Chuck Grassley has had problems with the EB-5 for a while now, describing it as a program that “has been rife with fraud and national security weaknesses.” In February, he teamed with Sen. Diane Feinstein (D-CA) to introduce a bill that would terminate the EB-5.
What he wants to investigate at the moment is what he considers fraudulent representations made by a Chinese firm named Qiaowai that was marketing a Kushner Industries project in Jersey City to Chinese investors. That Grassley is concerned about this is understandable, but it appears to be missing the larger point. And that’s a point that is not lost on the president:
The most serious point of contention between the president and his son-in-law, two people familiar with the interactions said, was a video clip this month of Mr. Kushner’s sister Nicole Meyer pitching potential investors in Beijing on a Kushner Companies condominium project in Jersey City. At one point, Ms. Meyer — who remains close to Mr. Kushner — dangled the availability of EB-5 visas to the United States as an enticement for Chinese financiers willing to spend $500,000 or more.
For Mr. Trump, Ms. Meyer’s performance violated two major rules: Politically, it undercut his immigration crackdown, and in a personal sense, it smacked of profiteering off Mr. Trump — one of the sins that warrants expulsion from his orbit.
In the following days during routine West Wing meetings, the president made several snarky, disparaging comments about Mr. Kushner’s family and the visas that were clearly intended to express his annoyance, two aides said. Mr. Kushner did not respond, at least not in earshot.
In simple terms, the president is angry that the Kushner family is using his name to promise citizenship to prospective Chinese investors, while Chuck Grassley is angry that a Chinese company used those assurances to make the same claim. This looks like a way for Grassley to continue his war on the EB-5 visa while actually shifting the accountability for this case away from the Kushner family.
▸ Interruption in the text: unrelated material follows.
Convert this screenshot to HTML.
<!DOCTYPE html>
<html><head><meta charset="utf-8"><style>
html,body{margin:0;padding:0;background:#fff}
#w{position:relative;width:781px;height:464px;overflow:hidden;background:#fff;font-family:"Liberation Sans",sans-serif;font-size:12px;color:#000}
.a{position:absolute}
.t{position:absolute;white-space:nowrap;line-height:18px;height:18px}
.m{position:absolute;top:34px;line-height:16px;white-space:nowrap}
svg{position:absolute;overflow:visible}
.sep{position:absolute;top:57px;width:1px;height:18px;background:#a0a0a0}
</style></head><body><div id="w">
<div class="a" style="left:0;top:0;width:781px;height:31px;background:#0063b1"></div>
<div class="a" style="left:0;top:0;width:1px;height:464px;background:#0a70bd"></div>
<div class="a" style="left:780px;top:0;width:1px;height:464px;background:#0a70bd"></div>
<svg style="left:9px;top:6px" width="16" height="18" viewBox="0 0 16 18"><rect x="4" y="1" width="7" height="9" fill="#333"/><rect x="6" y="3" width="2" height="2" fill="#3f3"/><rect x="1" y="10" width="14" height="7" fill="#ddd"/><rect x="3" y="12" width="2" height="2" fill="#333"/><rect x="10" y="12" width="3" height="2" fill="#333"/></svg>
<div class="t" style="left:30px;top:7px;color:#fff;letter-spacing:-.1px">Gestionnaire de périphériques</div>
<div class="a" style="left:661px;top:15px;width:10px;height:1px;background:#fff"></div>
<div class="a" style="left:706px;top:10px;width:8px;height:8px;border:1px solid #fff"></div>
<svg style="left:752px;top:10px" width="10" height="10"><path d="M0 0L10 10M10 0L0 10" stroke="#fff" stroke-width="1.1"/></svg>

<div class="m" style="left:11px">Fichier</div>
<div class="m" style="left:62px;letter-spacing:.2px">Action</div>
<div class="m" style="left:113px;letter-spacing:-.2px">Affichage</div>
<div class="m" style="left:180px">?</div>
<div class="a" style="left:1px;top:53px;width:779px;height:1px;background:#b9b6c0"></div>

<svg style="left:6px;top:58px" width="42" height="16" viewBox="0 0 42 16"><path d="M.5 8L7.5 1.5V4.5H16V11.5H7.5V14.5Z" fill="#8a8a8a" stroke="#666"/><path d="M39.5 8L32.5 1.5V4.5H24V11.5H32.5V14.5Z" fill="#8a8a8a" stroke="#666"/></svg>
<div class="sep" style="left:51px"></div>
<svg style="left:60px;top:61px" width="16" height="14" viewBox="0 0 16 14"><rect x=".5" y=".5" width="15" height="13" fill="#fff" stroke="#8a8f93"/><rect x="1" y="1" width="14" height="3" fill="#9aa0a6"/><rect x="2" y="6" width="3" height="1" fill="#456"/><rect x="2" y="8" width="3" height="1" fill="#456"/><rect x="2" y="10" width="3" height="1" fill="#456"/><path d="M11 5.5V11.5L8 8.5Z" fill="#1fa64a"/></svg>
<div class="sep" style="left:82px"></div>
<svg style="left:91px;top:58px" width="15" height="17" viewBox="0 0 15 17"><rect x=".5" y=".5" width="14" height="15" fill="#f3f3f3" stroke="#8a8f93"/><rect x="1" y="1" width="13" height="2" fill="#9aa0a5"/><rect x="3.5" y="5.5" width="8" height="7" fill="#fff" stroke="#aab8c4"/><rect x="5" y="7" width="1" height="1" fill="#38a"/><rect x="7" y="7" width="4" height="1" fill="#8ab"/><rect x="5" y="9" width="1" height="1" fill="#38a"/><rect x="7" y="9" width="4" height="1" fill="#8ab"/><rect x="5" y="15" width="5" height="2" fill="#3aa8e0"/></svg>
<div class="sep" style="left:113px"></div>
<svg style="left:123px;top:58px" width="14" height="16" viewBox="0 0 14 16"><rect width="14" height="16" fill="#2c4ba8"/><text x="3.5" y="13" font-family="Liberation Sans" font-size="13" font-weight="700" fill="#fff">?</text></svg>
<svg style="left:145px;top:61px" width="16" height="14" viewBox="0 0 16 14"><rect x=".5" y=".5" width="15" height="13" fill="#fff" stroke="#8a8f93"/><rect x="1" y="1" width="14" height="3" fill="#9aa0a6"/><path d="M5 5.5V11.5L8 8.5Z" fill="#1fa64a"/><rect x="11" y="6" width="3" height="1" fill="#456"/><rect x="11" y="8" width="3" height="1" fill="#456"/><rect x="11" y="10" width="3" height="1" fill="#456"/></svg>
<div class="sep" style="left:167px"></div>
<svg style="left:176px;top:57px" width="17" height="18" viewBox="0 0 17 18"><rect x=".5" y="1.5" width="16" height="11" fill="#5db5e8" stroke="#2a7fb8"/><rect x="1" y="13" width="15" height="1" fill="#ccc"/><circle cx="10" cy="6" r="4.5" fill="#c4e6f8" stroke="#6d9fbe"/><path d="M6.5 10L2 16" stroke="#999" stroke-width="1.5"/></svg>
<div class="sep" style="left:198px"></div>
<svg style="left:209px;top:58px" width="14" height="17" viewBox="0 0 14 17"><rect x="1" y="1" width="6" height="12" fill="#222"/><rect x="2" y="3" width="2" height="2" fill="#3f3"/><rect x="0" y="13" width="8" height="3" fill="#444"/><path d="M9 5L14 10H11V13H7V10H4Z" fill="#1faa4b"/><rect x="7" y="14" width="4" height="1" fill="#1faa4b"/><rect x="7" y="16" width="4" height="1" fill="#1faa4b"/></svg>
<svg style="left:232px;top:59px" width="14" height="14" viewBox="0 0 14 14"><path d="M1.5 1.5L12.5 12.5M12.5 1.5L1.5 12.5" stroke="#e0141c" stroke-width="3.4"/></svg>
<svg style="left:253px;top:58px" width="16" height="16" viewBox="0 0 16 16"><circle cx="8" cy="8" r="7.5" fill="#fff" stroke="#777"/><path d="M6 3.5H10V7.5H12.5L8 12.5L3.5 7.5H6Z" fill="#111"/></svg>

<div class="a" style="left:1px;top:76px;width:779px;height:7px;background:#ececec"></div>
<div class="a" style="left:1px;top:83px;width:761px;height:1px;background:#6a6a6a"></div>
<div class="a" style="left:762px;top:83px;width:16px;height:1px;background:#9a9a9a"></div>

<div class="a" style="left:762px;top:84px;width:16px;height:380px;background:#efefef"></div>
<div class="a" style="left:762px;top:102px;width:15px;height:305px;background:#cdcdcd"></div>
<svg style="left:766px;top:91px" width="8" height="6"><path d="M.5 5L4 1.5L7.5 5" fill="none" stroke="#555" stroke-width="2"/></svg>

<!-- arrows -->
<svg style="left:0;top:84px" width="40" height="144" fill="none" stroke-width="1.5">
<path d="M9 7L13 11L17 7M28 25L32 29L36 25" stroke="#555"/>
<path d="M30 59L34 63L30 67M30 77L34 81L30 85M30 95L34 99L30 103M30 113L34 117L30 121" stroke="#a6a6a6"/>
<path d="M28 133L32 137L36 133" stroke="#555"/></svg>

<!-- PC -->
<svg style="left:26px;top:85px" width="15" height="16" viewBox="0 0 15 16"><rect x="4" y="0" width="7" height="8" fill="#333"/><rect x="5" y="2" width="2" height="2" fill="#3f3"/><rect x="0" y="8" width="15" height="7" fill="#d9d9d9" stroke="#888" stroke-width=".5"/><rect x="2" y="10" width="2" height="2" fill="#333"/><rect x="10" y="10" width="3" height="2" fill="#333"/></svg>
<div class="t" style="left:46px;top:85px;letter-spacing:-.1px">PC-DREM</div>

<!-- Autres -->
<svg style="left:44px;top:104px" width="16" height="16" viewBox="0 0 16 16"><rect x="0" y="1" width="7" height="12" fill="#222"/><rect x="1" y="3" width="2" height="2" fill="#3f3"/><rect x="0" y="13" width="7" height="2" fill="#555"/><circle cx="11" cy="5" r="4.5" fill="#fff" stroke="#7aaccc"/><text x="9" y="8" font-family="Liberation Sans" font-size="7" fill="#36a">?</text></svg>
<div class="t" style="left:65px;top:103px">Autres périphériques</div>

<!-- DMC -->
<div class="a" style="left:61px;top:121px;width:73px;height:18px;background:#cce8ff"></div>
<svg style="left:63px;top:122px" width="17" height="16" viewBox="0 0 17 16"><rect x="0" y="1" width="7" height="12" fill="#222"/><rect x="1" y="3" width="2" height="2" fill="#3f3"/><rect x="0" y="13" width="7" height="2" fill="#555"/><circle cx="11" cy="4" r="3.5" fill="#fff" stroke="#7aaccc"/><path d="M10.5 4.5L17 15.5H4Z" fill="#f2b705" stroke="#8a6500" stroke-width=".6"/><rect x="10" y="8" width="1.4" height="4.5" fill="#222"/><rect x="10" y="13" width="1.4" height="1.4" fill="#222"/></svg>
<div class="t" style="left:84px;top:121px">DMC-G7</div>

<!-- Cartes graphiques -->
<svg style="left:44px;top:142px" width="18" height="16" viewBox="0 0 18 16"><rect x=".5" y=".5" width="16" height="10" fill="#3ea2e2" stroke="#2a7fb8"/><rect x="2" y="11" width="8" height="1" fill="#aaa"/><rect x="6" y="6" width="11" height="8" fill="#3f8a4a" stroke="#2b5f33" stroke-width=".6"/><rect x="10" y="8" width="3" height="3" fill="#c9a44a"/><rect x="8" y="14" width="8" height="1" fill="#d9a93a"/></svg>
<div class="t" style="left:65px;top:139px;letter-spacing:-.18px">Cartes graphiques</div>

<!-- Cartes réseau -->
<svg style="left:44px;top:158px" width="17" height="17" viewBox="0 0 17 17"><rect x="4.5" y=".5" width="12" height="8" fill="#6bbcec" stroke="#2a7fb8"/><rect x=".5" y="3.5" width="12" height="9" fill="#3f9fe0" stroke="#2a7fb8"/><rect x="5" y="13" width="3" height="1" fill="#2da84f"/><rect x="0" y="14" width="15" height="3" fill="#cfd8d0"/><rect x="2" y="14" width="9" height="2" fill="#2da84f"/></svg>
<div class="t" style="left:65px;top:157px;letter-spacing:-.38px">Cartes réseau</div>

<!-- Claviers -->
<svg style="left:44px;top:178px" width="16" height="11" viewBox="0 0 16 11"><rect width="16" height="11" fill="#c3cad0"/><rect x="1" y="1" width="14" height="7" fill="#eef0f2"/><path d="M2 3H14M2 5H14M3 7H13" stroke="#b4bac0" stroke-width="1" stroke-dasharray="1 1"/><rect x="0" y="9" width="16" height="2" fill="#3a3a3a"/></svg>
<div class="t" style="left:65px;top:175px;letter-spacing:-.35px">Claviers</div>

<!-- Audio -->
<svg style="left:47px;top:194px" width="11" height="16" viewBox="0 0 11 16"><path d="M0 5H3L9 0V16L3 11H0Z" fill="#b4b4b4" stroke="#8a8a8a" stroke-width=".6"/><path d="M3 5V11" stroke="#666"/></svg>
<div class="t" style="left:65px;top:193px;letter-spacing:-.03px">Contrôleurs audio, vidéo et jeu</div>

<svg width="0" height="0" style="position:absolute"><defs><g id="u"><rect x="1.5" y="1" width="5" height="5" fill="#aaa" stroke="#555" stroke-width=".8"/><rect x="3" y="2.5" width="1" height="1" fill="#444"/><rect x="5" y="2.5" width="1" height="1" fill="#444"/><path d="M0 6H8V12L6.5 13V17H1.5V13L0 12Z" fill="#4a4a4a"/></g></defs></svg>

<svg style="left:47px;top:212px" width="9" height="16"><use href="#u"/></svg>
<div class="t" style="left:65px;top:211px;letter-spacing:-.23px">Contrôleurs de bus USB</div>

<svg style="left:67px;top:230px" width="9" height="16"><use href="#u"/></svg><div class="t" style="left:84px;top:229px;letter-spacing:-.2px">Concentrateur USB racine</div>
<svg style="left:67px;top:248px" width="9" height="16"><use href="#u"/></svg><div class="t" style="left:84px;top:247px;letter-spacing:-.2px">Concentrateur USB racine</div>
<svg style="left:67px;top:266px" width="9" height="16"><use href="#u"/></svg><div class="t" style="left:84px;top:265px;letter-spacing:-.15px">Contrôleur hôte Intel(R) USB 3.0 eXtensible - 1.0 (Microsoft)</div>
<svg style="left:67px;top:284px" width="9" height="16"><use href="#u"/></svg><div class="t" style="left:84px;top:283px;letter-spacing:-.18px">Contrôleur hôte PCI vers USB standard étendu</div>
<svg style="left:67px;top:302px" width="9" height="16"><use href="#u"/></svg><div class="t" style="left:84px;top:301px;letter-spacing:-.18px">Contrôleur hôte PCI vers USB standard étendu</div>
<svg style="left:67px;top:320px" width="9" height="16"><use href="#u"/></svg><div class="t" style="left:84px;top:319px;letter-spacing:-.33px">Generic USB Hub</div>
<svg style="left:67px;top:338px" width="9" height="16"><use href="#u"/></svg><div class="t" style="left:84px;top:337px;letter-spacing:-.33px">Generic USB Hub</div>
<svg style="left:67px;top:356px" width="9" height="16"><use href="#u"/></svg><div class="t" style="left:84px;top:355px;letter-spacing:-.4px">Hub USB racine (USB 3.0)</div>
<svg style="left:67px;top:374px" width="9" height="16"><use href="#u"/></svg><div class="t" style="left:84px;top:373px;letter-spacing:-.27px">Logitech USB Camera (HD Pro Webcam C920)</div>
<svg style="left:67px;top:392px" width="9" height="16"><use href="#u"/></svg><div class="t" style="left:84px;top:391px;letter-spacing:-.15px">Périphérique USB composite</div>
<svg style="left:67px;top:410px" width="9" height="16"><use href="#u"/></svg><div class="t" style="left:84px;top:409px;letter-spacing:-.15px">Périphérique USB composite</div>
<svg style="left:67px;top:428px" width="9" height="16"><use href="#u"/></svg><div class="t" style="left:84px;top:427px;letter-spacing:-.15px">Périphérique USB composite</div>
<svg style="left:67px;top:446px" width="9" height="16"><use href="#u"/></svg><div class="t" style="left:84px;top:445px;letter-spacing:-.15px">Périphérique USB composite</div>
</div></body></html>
This is a clever way for Grassley to protect the White House while seeming to be a tough guy. But it’s fraudulent. There are legitimate moral and national security questions about the EB-5 visa, but the main problem has been that it invites people to commit corrupt acts. There could be no more corrupt act than having the president (or his staff) making private assurances to potential investors that they’ll get citizenship in return for their investments in private commercial investment vehicles.